The advantages of landing in water do come with some drawbacks. The ocean is large and the capsule, once landed, is subject to ocean currents and winds. In 1961, a problem with the hatch on Gus Grissom’s Liberty Bell 7 capsule caused the vehicle to fill with water and eventually sink. Luckily, Grissom was able to get out and was rescued. When Scott Carpenter landed during the Mercury Project in 1962, he was off course. Carpenter missed his landing site by more than 250 miles and had to float in his capsule for several hours while rescuers searched the Atlantic Ocean.
For 30 years, NASA's Space Shuttle program relied on reusable spacecraft that touched down like an airplane on landing. When the Space Shuttle program was retired, NASA began developing a new crew exploration vehicle that will once again land crews of astronauts on water. A water landing means cost and mass savings, as well as a less complex design for the vehicle, which is designed to take humans to Mars.

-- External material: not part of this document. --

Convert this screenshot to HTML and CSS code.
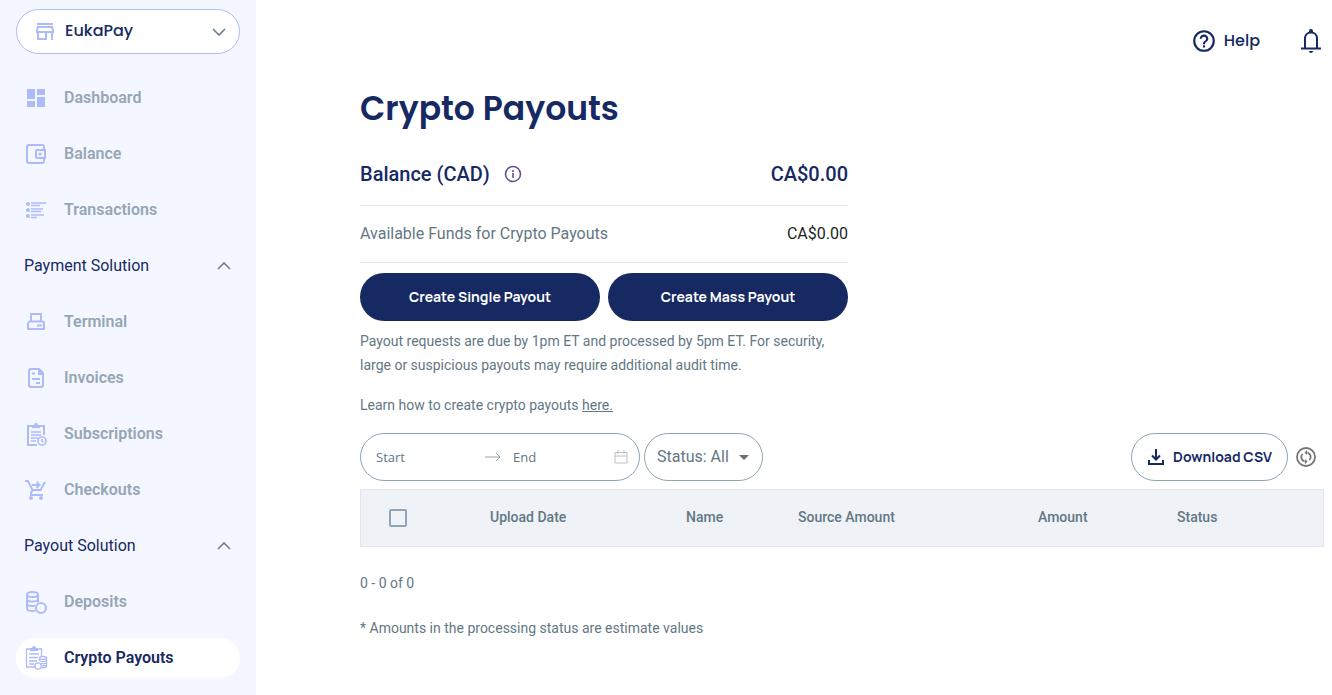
FILE: index.html
```html
<!DOCTYPE html>
<html lang="en">
<head>
  <meta charset="UTF-8" />
  <meta name="viewport" content="width=device-width, initial-scale=1.0"/>
  <title>EukaPay - Crypto Payouts</title>
  <link rel="stylesheet" href="styles.css">
</head>
<body>
  <aside class="sidebar">
    <button class="store-select" type="button">
      <svg class="store-icon" viewBox="0 0 20 20" fill="currentColor"><path d="M2 1h16v2H2zM2 4h16l1 5v2h-1v7h-2v-7h-4v7H2v-7H1V9zm2 7v5h6v-5zM3.600 6 3 9h14l-.6-3z" fill-rule="evenodd"/></svg>
      <span class="store-name">EukaPay</span>
      <svg class="chevron" viewBox="0 0 14 8"><path d="M1 1l6 6 6-6"/></svg>
    </button>
    <nav>
      <a class="nav-item" href="#">
        <svg class="nav-icon solid" viewBox="0 0 24 24"><path d="M3 3h8v10H3zM13 3h8v6h-8zM3 15h8v6H3zM13 11h8v10h-8z"/></svg>
        Dashboard
      </a>
      <a class="nav-item" href="#">
        <svg class="nav-icon" viewBox="0 0 24 24"><path d="M20 7V5a2 2 0 0 0-2-2H5a2 2 0 0 0-2 2v14a2 2 0 0 0 2 2h13a2 2 0 0 0 2-2v-2M13 8h8v8h-8a1 1 0 0 1-1-1V9a1 1 0 0 1 1-1z"/><circle class="dot" cx="16" cy="12" r="1.600"/></svg>
        Balance
      </a>
      <a class="nav-item" href="#">
        <svg class="nav-icon" viewBox="0 0 24 24"><g class="dot"><circle cx="4" cy="6" r="2"/><circle cx="4" cy="12" r="2"/><circle cx="4" cy="18" r="2"/></g><path class="thin" d="M7 5h15M7 7.500h9M7 11h12M7 13.500h10M7 17h13M7 19.500h6"/></svg>
        Transactions
      </a>
      <button class="nav-group" type="button">
        Payment Solution
        <svg class="chevron" viewBox="0 0 14 8"><path d="M1 7l6-6 6 6"/></svg>
      </button>
      <a class="nav-item" href="#">
        <svg class="nav-icon" viewBox="0 0 24 24"><path d="M7 11V4h10v7M4 19v-5.500a2 2 0 0 1 2-2h12a2 2 0 0 1 2 2V19zM13 15.500h5"/></svg>
        Terminal
      </a>
      <a class="nav-item" href="#">
        <svg class="nav-icon" viewBox="0 0 24 24"><path d="M15 3H7a2 2 0 0 0-2 2v14a2 2 0 0 0 2 2h10a2 2 0 0 0 2-2V7zM8 7.500h3M8 13h8M12 17h4"/><path class="dot" d="M14 3h2l4 4v2h-6z"/></svg>
        Invoices
      </a>
      <a class="nav-item" href="#">
        <svg class="nav-icon" viewBox="0 0 24 24"><path d="M20 13V4H4v19h9"/><path class="dot" d="M8 6V3h2a2 2 0 0 1 4 0h2v3z"/><path class="medium" d="M7 10h10M7 13h10M7 16h7M7 19h5"/><circle class="medium" cx="18" cy="19" r="4"/><path class="medium" d="M18 17v2l1.500 1"/></svg>
        Subscriptions
      </a>
      <a class="nav-item" href="#">
        <svg class="nav-icon" viewBox="0 0 24 24"><path d="M1 3h3l4.500 9h8L21 4M8.500 12 7 15v2h12M8 7h7M12.500 4l3 3-3 3"/><g class="dot"><circle cx="7" cy="20" r="2"/><circle cx="17" cy="20" r="2"/></g></svg>
        Checkouts
      </a>
      <button class="nav-group" type="button">
        Payout Solution
        <svg class="chevron" viewBox="0 0 14 8"><path d="M1 7l6-6 6 6"/></svg>
      </button>
      <a class="nav-item" href="#">
        <svg class="nav-icon" viewBox="0 0 24 24"><ellipse cx="8.500" cy="4.500" rx="5.500" ry="2.500"/><path d="M3 4.500v14c0 1.500 2.500 2.500 5.500 2.500 1 0 2-.1 3-.4M14 4.500v8M3 9c0 1.500 2.500 2.500 5.500 2.500S14 10.500 14 9M3 13.500C3 15 5.500 16 8.500 16c1 0 2-.1 3-.4"/><circle cx="17" cy="18" r="5"/></svg>
        Deposits
      </a>
      <a class="nav-item active" href="#">
        <svg class="nav-icon" viewBox="0 0 24 24"><g class="thin"><path d="M6 3H2.500v18H12M14 3h3.500v7"/><path class="dot" d="M6 5V2h2a2 2 0 0 1 4 0h2v3z"/><path d="M5 8h10M5 11.500h9M5 15h8M5 18h5"/><ellipse cx="19" cy="12" rx="3.500" ry="1.500"/><path d="M15.500 12v3M22.500 12v8c0 2-3 2-5 1.500M15.500 14.500c1 1.500 6 1.500 7 0M17 17.500c2 .3 5 .1 5.500-.8M18 20c2 0 4 0 4.500-.8"/><circle cx="14" cy="20" r="3.200"/></g></svg>
        Crypto Payouts
      </a>
    </nav>
  </aside>

  <div class="page">
    <header class="topbar">
      <a class="help" href="#">
        <svg class="icon-help" viewBox="0 0 24 24" fill="currentColor"><path d="M11 18h2v-2h-2zm1-16a10 10 0 1 0 0 20 10 10 0 0 0 0-20zm0 18a8 8 0 1 1 0-16 8 8 0 0 1 0 16zm0-14a4 4 0 0 0-4 4h2a2 2 0 1 1 4 0c0 2-3 1.750-3 5h2c0-2.250 3-2.500 3-5a4 4 0 0 0-4-4z"/></svg>
        Help
      </a>
      <button class="bell" type="button" aria-label="Notifications">
        <svg viewBox="0 0 22 26"><path d="M5 20V10.500C5 7 7.500 4.500 11 4.500s6 2.500 6 6V20M1 20.500h20"/><path class="bell-fill" d="M9 4V3a2 2 0 0 1 4 0v1zM9 23h4a2 2 0 0 1-4 0z"/></svg>
      </button>
    </header>

    <main>
      <h1>Crypto Payouts</h1>

      <section class="summary">
        <div class="balance-row">
          <span class="balance-label">Balance (CAD)
            <svg class="info" viewBox="0 0 18 18"><circle cx="9" cy="9" r="7.500"/><path d="M9 8v5M9 5v2"/></svg>
          </span>
          <span>CA$0.00</span>
        </div>
        <div class="funds-row">
          <span>Available Funds for Crypto Payouts</span>
          <span class="funds-value">CA$0.00</span>
        </div>
        <div class="payout-actions">
          <button class="btn-primary" type="button">Create Single Payout</button>
          <button class="btn-primary" type="button">Create Mass Payout</button>
        </div>
        <p>Payout requests are due by 1pm ET and processed by 5pm ET. For security, large or suspicious payouts may require additional audit time.</p>
        <p class="learn">Learn how to create crypto payouts <a href="#">here.</a></p>
      </section>

      <div class="filters">
        <div class="date-range">
          <input class="date-start" type="text" placeholder="Start" aria-label="Start date">
          <svg class="range-arrow" viewBox="0 0 16 10"><path d="M0 5h15M11 1l4 4-4 4"/></svg>
          <input class="date-end" type="text" placeholder="End" aria-label="End date">
          <svg class="calendar" viewBox="0 0 14 14"><path d="M1 2.500h12v10.500H1zM1 6h12M4 0v4M10 0v4"/></svg>
        </div>
        <div class="status-filter">
          <select aria-label="Status">
            <option>Status: All</option>
          </select>
          <svg class="caret" viewBox="0 0 10 5"><path d="M0 0h10L5 5z"/></svg>
        </div>
        <button class="download" type="button">
          <svg viewBox="0 0 18 18"><path d="M9 1v10M5 7.500l4 4 4-4M2 12v4h14v-4"/></svg>
          Download CSV
        </button>
        <button class="refresh" type="button" aria-label="Refresh">
          <svg viewBox="0 0 20 20"><circle cx="10" cy="10" r="9"/><path d="M8 14.200A4.500 4.500 0 0 1 6.500 7M12 5.800A4.500 4.500 0 0 1 13.500 13M10 5.500h1.500M10 14.500H8.500"/><path class="refresh-tip" d="M11 3v5L8.500 5.500zM9 12v5l2.500-2.500z"/></svg>
        </button>
      </div>

      <table class="payouts">
        <thead>
          <tr>
            <th class="col-check"><input type="checkbox" aria-label="Select all"></th>
            <th class="col-date">Upload Date</th>
            <th class="col-name">Name</th>
            <th class="col-source">Source Amount</th>
            <th class="col-amount">Amount</th>
            <th>Status</th>
          </tr>
        </thead>
      </table>

      <p class="count">0 - 0 of 0</p>
      <p class="note">* Amounts in the processing status are estimate values</p>
    </main>
  </div>
</body>
</html>
```
FILE: styles.css
```css
:root {
  --navy: #162963;
  --muted: #637783;
  --nav-text: #96a6b6;
  --lilac: #aebbfb;
  --line: #e2e5ea;
  --outline: #90a4b5;
}
* {
  box-sizing: border-box;
}
body {
  margin: 0;
  display: flex;
  min-height: 100vh;
  font-family: Roboto, "Liberation Sans", sans-serif;
  font-size: 14px;
  line-height: 24px;
  color: var(--muted);
  background: #fff;
}
button, input, select {
  font: inherit;
  color: inherit;
  background: none;
  border: none;
  padding: 0;
  margin: 0;
}
button, select {
  cursor: pointer;
}
a {
  color: inherit;
}
svg {
  display: block;
  flex: none;
}
p {
  margin: 0;
}

/* Sidebar */
.sidebar {
  flex: none;
  width: 256px;
  padding: 9px 16px 16px;
  background: #f4f7ff;
}
.store-select {
  display: flex;
  align-items: center;
  width: 100%;
  height: 45px;
  margin-bottom: 24px;
  padding: 0 13px 0 18px;
  border: 1px solid var(--lilac);
  border-radius: 23px;
  background: #fff;
}
.store-icon {
  width: 20px;
  height: 20px;
  margin-right: 10px;
  color: var(--lilac);
}
.store-name {
  flex: 1;
  padding-bottom: 2px;
  text-align: left;
  font: 500 16px/24px Poppins, Inter, sans-serif;
  color: var(--navy);
}
.chevron {
  width: 14px;
  height: 8px;
  fill: none;
  stroke: #6b7d8c;
  stroke-width: 1.6;
}
nav {
  display: flex;
  flex-direction: column;
  gap: 16px;
}
.nav-item, .nav-group {
  display: flex;
  align-items: center;
  width: 100%;
  height: 40px;
  padding: 0 9px 0 8px;
  border-radius: 20px;
  font-size: 16px;
}
.nav-item {
  gap: 16px;
  font-weight: 600;
  color: var(--nav-text);
  text-decoration: none;
}
.nav-group {
  justify-content: space-between;
  color: var(--navy);
}
.nav-item.active {
  background: #fff;
  color: var(--navy);
}
.nav-icon {
  width: 24px;
  height: 24px;
  fill: none;
  stroke: var(--lilac);
  stroke-width: 2;
}
.nav-icon.solid, .nav-icon .dot {
  fill: var(--lilac);
  stroke: none;
}
.nav-icon .medium {
  stroke-width: 1.6;
}
.nav-icon .thin {
  stroke-width: 1.3;
}

/* Page */
.page {
  flex: 1;
  min-width: 0;
  padding: 0 8px 0 104px;
}
.topbar {
  display: flex;
  justify-content: flex-end;
  align-items: center;
  gap: 40px;
  height: 82px;
  padding-right: 2px;
}
.help {
  display: flex;
  align-items: center;
  gap: 7px;
  font: 500 16px/24px Poppins, Inter, sans-serif;
  color: var(--navy);
  text-decoration: none;
}
.icon-help {
  width: 26px;
  height: 26px;
}
.bell svg {
  width: 22px;
  height: 26px;
  fill: none;
  stroke: var(--navy);
  stroke-width: 2;
}
.bell svg .bell-fill {
  fill: var(--navy);
  stroke: none;
}
h1 {
  margin: 0 0 16px;
  font: 600 33px/54px Poppins, Inter, sans-serif;
  color: var(--navy);
}
.summary {
  max-width: 488px;
}
.balance-row, .funds-row {
  display: flex;
  align-items: center;
  justify-content: space-between;
  border-bottom: 1px solid var(--line);
}
.balance-row {
  height: 54px;
  padding-bottom: 10px;
  font-size: 20px;
  font-weight: 500;
  color: var(--navy);
}
.balance-label {
  display: flex;
  align-items: center;
  gap: 14px;
}
.info {
  width: 18px;
  height: 18px;
  fill: none;
  stroke: #67509a;
  stroke-width: 1.6;
}
.funds-row {
  height: 57px;
  font-size: 16px;
}
.funds-value {
  color: #1b1f24;
}
.payout-actions {
  display: flex;
  gap: 8px;
  margin: 10px 0 8px;
}
.btn-primary {
  flex: 1;
  height: 48px;
  border-radius: 24px;
  background: var(--navy);
  color: #fff;
  font: 700 14px/24px Manrope, Inter, sans-serif;
}
.learn {
  margin: 16px 0;
}

/* Filters */
.filters {
  display: flex;
  align-items: center;
  gap: 4px;
  margin-bottom: 8px;
}
.date-range, .status-filter, .download {
  display: flex;
  align-items: center;
  height: 48px;
  border: 1px solid var(--outline);
  border-radius: 24px;
}
.date-range {
  width: 280px;
  padding: 0 11px 0 15px;
  font-family: "Open Sans", "Noto Sans", sans-serif;
  font-size: 13px;
}
.date-range input {
  min-width: 0;
  outline: none;
}
.date-start {
  width: 109px;
}
.date-end {
  flex: 1;
}
.date-range input::placeholder {
  color: var(--muted);
  opacity: 1;
}
.range-arrow {
  width: 16px;
  height: 10px;
  margin-right: 12px;
  fill: none;
  stroke: #90a4b5;
}
.calendar {
  width: 14px;
  height: 14px;
  fill: none;
  stroke: #bfbfbf;
}
.status-filter {
  position: relative;
  font-size: 16px;
}
.status-filter select {
  appearance: none;
  height: 46px;
  width: 117px;
  padding: 0 30px 0 12px;
  border-radius: 23px;
}
.caret {
  position: absolute;
  right: 13px;
  top: 21px;
  width: 10px;
  height: 5px;
  fill: #6b6f73;
  pointer-events: none;
}
.download {
  gap: 8px;
  margin-left: auto;
  padding: 0 15px;
  font: 700 14px/24px Manrope, Inter, sans-serif;
  color: var(--navy);
}
.download svg {
  width: 18px;
  height: 18px;
  fill: none;
  stroke: var(--navy);
  stroke-width: 2;
}
.refresh {
  margin: 0 8px 0 4px;
}
.refresh svg {
  width: 20px;
  height: 20px;
  fill: none;
  stroke: #757575;
  stroke-width: 1.8;
}
.refresh svg .refresh-tip {
  fill: #757575;
  stroke: none;
}

/* Table */
.payouts {
  width: 100%;
  table-layout: fixed;
  border-collapse: separate;
  border-spacing: 0;
  border: 1px solid var(--line);
  background: #eff3f8;
}
.payouts th {
  height: 56px;
  padding: 0 0 2px;
  text-align: left;
  font-weight: 500;
}
.payouts .col-check {
  width: 129px;
  padding: 0;
}
.col-date {
  width: 196px;
}
.col-name {
  width: 112px;
}
.col-source {
  width: 240px;
}
.col-amount {
  width: 139px;
}
.payouts input {
  appearance: none;
  display: block;
  width: 18px;
  height: 18px;
  margin-left: 28px;
  border: 2px solid var(--outline);
  border-radius: 2px;
}
.payouts input:checked {
  background: var(--navy);
}
.count {
  margin: 24px 0 21px;
}
```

NASA's Orion Multipurpose Crew Vehicle is designed to ride atop the agency's Space Launch System, or SLS, a new heavy-lift rocket in development. An Orion crew vehicle has already been tested in flight and another will be tested once more on SLS’s first launch. During the second SLS launch, Orion will carry a crew on board. Even though this will only be the third space flight for Orion, thousands of tests will have been conducted on Earth to ensure astronaut safety, including water-landing tests!
Many of NASA's water-landing tests occur at the Hydro Impact Basin at the agency's Langley Research Center. The tests are designed to see how the capsule will perform in different scenarios. Variables that are tested include speed, approach angle and capsule angle. Test dummies inside the capsule are loaded with sensors to help scientists and engineers understand how astronauts will be affected by different landing scenarios.
- Have students watch an animation of Orion’s Exploration Flight Test 1 to learn about the vehicle. To provide students with more background about the test flight, visit the Orion Exploration Flight 1 page or the Fact Sheet.
- Share with students how NASA has tested the Orion Multipurpose Crew Vehicle, or MPCV, to better understand what happens to the capsule and astronauts during splashdown. For more information about splashdown tests, go here.
- Have students watch the Orion Model Vertical Splash Test and Orion Space Capsule Drop Test, Part II to help them get an understanding of how water landing tests are carried out. Introduce students to the challenge.
- Lead a discussion about the importance of building a crew exploration vehicle capable of landing in water and not leaking over a period of time. Give the example of Scott Carpenter's 1962 splashdown.
- Introduce the challenge and distribute the challenge worksheet. As a class, students will discuss the criteria for success and the limiting constraints. In their groups, they should brainstorm ideas for how to accomplish the goal set forth in the challenge.
- Balance and center of mass
- Total mass
- Waterproofing techniques
- Vehicle egress
- Students should determine which idea(s) they will incorporate into their design and sketch what their design will look like.
- Using the materials provided, have students build the CEV based on their design.
- Have each team drop the CEV in the water basin from a height of approximately 61 cm (about 2 feet) to test its ability to remain upright, float and keep water from entering. Students will test the CEV three times, for one minute per test. If available, students can use a mobile device to make a slow-motion recording of the drop to view what might otherwise happen too quickly to see during the test. This can clue students into what happens during the test, showing what is working as expected and why failures might be occurring.
- After each float test, students should examine the CEV. Have them inspect the interior for moisture. There may not be pools of water, so students should also look for other signs of moisture. During construction, students should mark the bottom of the interior of the capsule with several straight lines from a non-permanent ink pen. Wet paper will warp and the moisture will cause the ink to run, indicating a leak.
- The following guiding questions can be used to evaluate the design performance after each test.
- Did the CEV float?
- Did the CEV remain upright?
- Did the interior of the CEV remain dry?
- Did the hatch remain closed?
- What worked as expected?
- What unexpected things happened during or at the end of the drop, or during the float?
- Students should assess what didn’t work and think about changes that can be made to the design. They should also look at what worked in the design and determine if changes can or should be made to improve performance. It’s important that students make only one change at a time. This allows them to test that single variable in the design. If multiple changes are made, there is no way to know for sure which change in the design resulted in a change in performance.
- After making changes to their design, students should return to Step 8. The Test, Evaluate, Improve, Retest cycle can be repeated as many times as is necessary or practical to develop a design that meets the criteria for success in the design challenge.
Things to consider:
- What was the greatest challenge for your team today?
- Why was it important that the hatch stay closed during the drop tests?